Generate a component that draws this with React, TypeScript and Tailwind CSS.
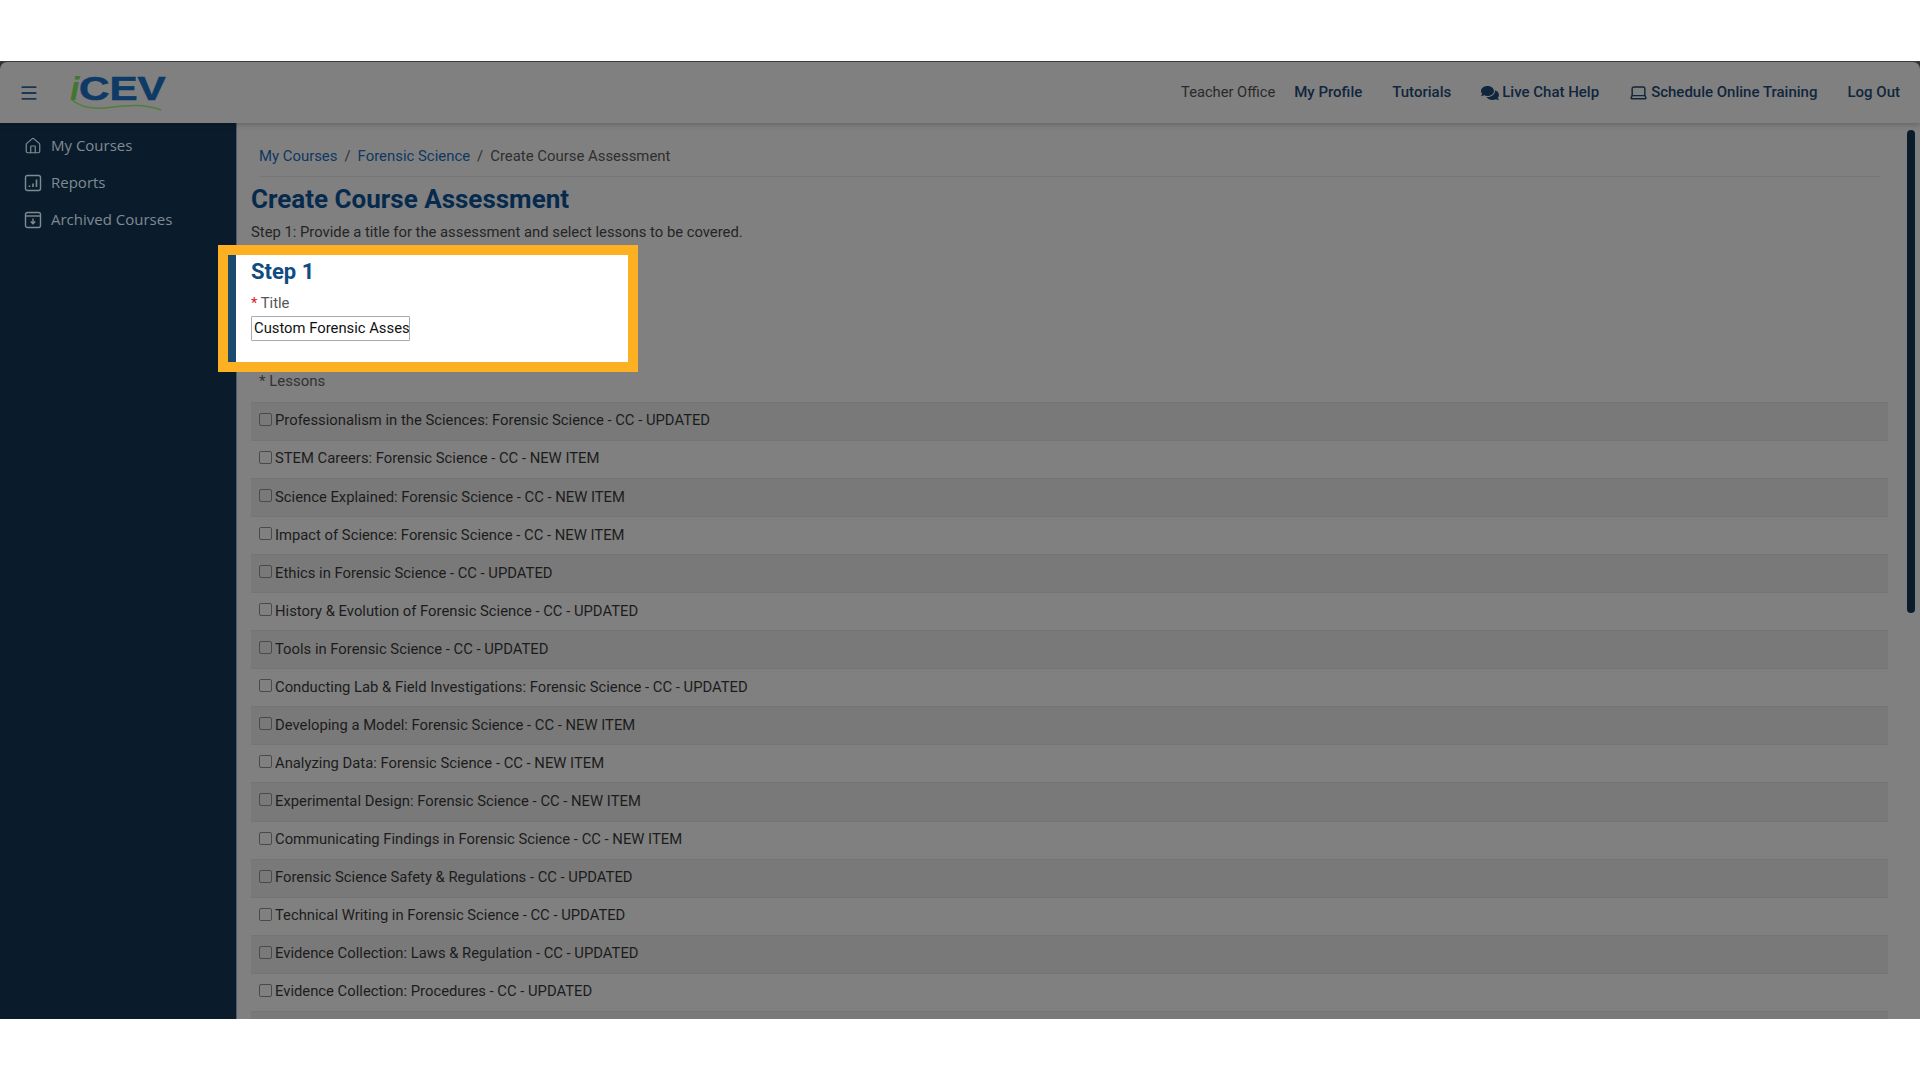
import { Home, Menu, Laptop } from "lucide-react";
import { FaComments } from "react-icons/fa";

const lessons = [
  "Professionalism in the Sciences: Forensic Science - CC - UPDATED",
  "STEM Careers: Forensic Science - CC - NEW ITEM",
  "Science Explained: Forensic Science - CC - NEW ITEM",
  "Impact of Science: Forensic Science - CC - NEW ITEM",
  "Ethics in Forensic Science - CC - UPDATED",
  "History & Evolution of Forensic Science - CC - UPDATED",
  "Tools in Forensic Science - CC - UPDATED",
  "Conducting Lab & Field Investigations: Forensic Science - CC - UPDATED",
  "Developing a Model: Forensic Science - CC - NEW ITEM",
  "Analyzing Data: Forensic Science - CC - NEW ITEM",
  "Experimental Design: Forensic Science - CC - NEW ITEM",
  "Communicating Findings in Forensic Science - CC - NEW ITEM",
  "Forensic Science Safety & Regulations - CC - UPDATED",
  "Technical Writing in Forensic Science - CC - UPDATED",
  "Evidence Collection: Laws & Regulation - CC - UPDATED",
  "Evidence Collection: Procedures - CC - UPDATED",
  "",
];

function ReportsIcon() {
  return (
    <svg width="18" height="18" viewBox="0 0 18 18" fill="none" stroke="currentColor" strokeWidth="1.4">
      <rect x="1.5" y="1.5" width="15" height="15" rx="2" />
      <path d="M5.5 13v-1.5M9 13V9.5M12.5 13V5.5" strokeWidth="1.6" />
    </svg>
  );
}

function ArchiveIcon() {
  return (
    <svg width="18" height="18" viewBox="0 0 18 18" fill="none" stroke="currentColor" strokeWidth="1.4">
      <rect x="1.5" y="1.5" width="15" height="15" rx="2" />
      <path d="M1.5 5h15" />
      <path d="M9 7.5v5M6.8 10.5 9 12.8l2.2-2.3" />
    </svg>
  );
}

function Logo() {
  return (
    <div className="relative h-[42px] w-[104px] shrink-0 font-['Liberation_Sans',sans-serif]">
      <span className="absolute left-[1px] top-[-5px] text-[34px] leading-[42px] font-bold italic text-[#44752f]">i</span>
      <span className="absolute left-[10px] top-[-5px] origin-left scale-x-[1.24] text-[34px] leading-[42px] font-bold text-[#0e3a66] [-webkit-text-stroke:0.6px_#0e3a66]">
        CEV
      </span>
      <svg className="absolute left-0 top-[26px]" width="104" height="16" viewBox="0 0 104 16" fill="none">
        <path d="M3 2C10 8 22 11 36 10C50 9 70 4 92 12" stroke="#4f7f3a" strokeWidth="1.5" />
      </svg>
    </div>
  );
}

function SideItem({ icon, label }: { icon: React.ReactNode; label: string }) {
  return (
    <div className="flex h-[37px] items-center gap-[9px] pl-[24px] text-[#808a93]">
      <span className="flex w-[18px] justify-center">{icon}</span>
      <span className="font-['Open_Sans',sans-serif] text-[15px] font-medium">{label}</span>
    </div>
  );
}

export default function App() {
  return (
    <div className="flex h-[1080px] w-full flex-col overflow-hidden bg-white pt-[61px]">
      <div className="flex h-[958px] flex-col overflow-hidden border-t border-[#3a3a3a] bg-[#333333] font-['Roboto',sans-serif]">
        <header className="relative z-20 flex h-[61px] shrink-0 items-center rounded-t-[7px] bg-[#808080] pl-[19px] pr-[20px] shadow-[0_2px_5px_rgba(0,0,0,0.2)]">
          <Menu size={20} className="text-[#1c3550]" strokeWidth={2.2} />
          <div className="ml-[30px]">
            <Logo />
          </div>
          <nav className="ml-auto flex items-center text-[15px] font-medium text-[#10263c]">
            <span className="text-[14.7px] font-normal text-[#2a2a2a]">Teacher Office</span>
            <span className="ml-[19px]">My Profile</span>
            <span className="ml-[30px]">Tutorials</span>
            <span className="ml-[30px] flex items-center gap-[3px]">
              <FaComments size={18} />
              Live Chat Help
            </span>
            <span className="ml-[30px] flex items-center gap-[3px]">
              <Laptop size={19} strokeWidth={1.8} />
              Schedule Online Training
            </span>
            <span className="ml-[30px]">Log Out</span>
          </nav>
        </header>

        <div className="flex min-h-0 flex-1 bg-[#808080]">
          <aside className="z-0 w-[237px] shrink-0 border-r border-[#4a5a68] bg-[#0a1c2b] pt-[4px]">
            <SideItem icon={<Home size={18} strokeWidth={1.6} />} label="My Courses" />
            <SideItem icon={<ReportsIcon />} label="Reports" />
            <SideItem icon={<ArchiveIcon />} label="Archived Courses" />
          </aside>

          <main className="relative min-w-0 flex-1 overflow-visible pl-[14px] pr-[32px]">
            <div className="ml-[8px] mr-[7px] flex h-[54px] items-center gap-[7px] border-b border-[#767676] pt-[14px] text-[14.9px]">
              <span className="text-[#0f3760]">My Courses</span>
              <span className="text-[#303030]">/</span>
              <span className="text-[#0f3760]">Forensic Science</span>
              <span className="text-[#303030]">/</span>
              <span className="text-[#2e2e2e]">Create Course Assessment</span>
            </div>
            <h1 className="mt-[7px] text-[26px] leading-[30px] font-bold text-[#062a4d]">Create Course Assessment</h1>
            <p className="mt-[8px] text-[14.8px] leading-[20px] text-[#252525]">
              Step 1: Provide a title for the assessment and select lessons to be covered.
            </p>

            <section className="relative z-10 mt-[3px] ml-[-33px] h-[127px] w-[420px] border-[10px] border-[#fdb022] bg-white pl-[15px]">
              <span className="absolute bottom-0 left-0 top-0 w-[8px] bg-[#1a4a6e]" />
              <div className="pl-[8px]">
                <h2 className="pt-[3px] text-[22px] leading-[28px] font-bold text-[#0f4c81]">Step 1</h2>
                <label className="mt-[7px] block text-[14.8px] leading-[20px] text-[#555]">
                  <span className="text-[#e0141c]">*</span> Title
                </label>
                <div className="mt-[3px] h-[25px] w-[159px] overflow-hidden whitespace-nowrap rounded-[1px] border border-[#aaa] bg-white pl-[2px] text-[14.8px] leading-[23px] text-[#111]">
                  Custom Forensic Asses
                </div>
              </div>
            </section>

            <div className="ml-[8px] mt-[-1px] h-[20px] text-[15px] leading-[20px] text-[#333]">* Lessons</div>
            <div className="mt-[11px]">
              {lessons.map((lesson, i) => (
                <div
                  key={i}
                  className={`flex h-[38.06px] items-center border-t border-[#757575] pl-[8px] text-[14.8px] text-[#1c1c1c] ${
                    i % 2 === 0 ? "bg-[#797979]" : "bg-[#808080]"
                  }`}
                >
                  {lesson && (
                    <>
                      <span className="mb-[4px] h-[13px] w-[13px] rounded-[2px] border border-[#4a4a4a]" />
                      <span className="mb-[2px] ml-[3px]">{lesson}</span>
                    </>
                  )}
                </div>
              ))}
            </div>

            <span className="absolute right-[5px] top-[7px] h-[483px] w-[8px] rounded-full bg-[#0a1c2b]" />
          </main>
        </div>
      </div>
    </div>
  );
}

▶ Work instructions: Return each line from the material above exactly, but not the pictures.

▶ Task solution:
Generate a component that draws this with React, TypeScript and Tailwind CSS.
import { Home, Menu, Laptop } from "lucide-react";
import { FaComments } from "react-icons/fa";

const lessons = [
  "Professionalism in the Sciences: Forensic Science - CC - UPDATED",
  "STEM Careers: Forensic Science - CC - NEW ITEM",
  "Science Explained: Forensic Science - CC - NEW ITEM",
  "Impact of Science: Forensic Science - CC - NEW ITEM",
  "Ethics in Forensic Science - CC - UPDATED",
  "History & Evolution of Forensic Science - CC - UPDATED",
  "Tools in Forensic Science - CC - UPDATED",
  "Conducting Lab & Field Investigations: Forensic Science - CC - UPDATED",
  "Developing a Model: Forensic Science - CC - NEW ITEM",
  "Analyzing Data: Forensic Science - CC - NEW ITEM",
  "Experimental Design: Forensic Science - CC - NEW ITEM",
  "Communicating Findings in Forensic Science - CC - NEW ITEM",
  "Forensic Science Safety & Regulations - CC - UPDATED",
  "Technical Writing in Forensic Science - CC - UPDATED",
  "Evidence Collection: Laws & Regulation - CC - UPDATED",
  "Evidence Collection: Procedures - CC - UPDATED",
  "",
];

function ReportsIcon() {
  return (
    <svg width="18" height="18" viewBox="0 0 18 18" fill="none" stroke="currentColor" strokeWidth="1.4">
      <rect x="1.5" y="1.5" width="15" height="15" rx="2" />
      <path d="M5.5 13v-1.5M9 13V9.5M12.5 13V5.5" strokeWidth="1.6" />
    </svg>
  );
}

function ArchiveIcon() {
  return (
    <svg width="18" height="18" viewBox="0 0 18 18" fill="none" stroke="currentColor" strokeWidth="1.4">
      <rect x="1.5" y="1.5" width="15" height="15" rx="2" />
      <path d="M1.5 5h15" />
      <path d="M9 7.5v5M6.8 10.5 9 12.8l2.2-2.3" />
    </svg>
  );
}

function Logo() {
  return (
    <div className="relative h-[42px] w-[104px] shrink-0 font-['Liberation_Sans',sans-serif]">
      <span className="absolute left-[1px] top-[-5px] text-[34px] leading-[42px] font-bold italic text-[#44752f]">i</span>
      <span className="absolute left-[10px] top-[-5px] origin-left scale-x-[1.24] text-[34px] leading-[42px] font-bold text-[#0e3a66] [-webkit-text-stroke:0.6px_#0e3a66]">
        CEV
      </span>
      <svg className="absolute left-0 top-[26px]" width="104" height="16" viewBox="0 0 104 16" fill="none">
        <path d="M3 2C10 8 22 11 36 10C50 9 70 4 92 12" stroke="#4f7f3a" strokeWidth="1.5" />
      </svg>
    </div>
  );
}

function SideItem({ icon, label }: { icon: React.ReactNode; label: string }) {
  return (
    <div className="flex h-[37px] items-center gap-[9px] pl-[24px] text-[#808a93]">
      <span className="flex w-[18px] justify-center">{icon}</span>
      <span className="font-['Open_Sans',sans-serif] text-[15px] font-medium">{label}</span>
    </div>
  );
}

export default function App() {
  return (
    <div className="flex h-[1080px] w-full flex-col overflow-hidden bg-white pt-[61px]">
      <div className="flex h-[958px] flex-col overflow-hidden border-t border-[#3a3a3a] bg-[#333333] font-['Roboto',sans-serif]">
        <header className="relative z-20 flex h-[61px] shrink-0 items-center rounded-t-[7px] bg-[#808080] pl-[19px] pr-[20px] shadow-[0_2px_5px_rgba(0,0,0,0.2)]">
          <Menu size={20} className="text-[#1c3550]" strokeWidth={2.2} />
          <div className="ml-[30px]">
            <Logo />
          </div>
          <nav className="ml-auto flex items-center text-[15px] font-medium text-[#10263c]">
            <span className="text-[14.7px] font-normal text-[#2a2a2a]">Teacher Office</span>
            <span className="ml-[19px]">My Profile</span>
            <span className="ml-[30px]">Tutorials</span>
            <span className="ml-[30px] flex items-center gap-[3px]">
              <FaComments size={18} />
              Live Chat Help
            </span>
            <span className="ml-[30px] flex items-center gap-[3px]">
              <Laptop size={19} strokeWidth={1.8} />
              Schedule Online Training
            </span>
            <span className="ml-[30px]">Log Out</span>
          </nav>
        </header>

        <div className="flex min-h-0 flex-1 bg-[#808080]">
          <aside className="z-0 w-[237px] shrink-0 border-r border-[#4a5a68] bg-[#0a1c2b] pt-[4px]">
            <SideItem icon={<Home size={18} strokeWidth={1.6} />} label="My Courses" />
            <SideItem icon={<ReportsIcon />} label="Reports" />
            <SideItem icon={<ArchiveIcon />} label="Archived Courses" />
          </aside>

          <main className="relative min-w-0 flex-1 overflow-visible pl-[14px] pr-[32px]">
            <div className="ml-[8px] mr-[7px] flex h-[54px] items-center gap-[7px] border-b border-[#767676] pt-[14px] text-[14.9px]">
              <span className="text-[#0f3760]">My Courses</span>
              <span className="text-[#303030]">/</span>
              <span className="text-[#0f3760]">Forensic Science</span>
              <span className="text-[#303030]">/</span>
              <span className="text-[#2e2e2e]">Create Course Assessment</span>
            </div>
            <h1 className="mt-[7px] text-[26px] leading-[30px] font-bold text-[#062a4d]">Create Course Assessment</h1>
            <p className="mt-[8px] text-[14.8px] leading-[20px] text-[#252525]">
              Step 1: Provide a title for the assessment and select lessons to be covered.
            </p>

            <section className="relative z-10 mt-[3px] ml-[-33px] h-[127px] w-[420px] border-[10px] border-[#fdb022] bg-white pl-[15px]">
              <span className="absolute bottom-0 left-0 top-0 w-[8px] bg-[#1a4a6e]" />
              <div className="pl-[8px]">
                <h2 className="pt-[3px] text-[22px] leading-[28px] font-bold text-[#0f4c81]">Step 1</h2>
                <label className="mt-[7px] block text-[14.8px] leading-[20px] text-[#555]">
                  <span className="text-[#e0141c]">*</span> Title
                </label>
                <div className="mt-[3px] h-[25px] w-[159px] overflow-hidden whitespace-nowrap rounded-[1px] border border-[#aaa] bg-white pl-[2px] text-[14.8px] leading-[23px] text-[#111]">
                  Custom Forensic Asses
                </div>
              </div>
            </section>

            <div className="ml-[8px] mt-[-1px] h-[20px] text-[15px] leading-[20px] text-[#333]">* Lessons</div>
            <div className="mt-[11px]">
              {lessons.map((lesson, i) => (
                <div
                  key={i}
                  className={`flex h-[38.06px] items-center border-t border-[#757575] pl-[8px] text-[14.8px] text-[#1c1c1c] ${
                    i % 2 === 0 ? "bg-[#797979]" : "bg-[#808080]"
                  }`}
                >
                  {lesson && (
                    <>
                      <span className="mb-[4px] h-[13px] w-[13px] rounded-[2px] border border-[#4a4a4a]" />
                      <span className="mb-[2px] ml-[3px]">{lesson}</span>
                    </>
                  )}
                </div>
              ))}
            </div>

            <span className="absolute right-[5px] top-[7px] h-[483px] w-[8px] rounded-full bg-[#0a1c2b]" />
          </main>
        </div>
      </div>
    </div>
  );
}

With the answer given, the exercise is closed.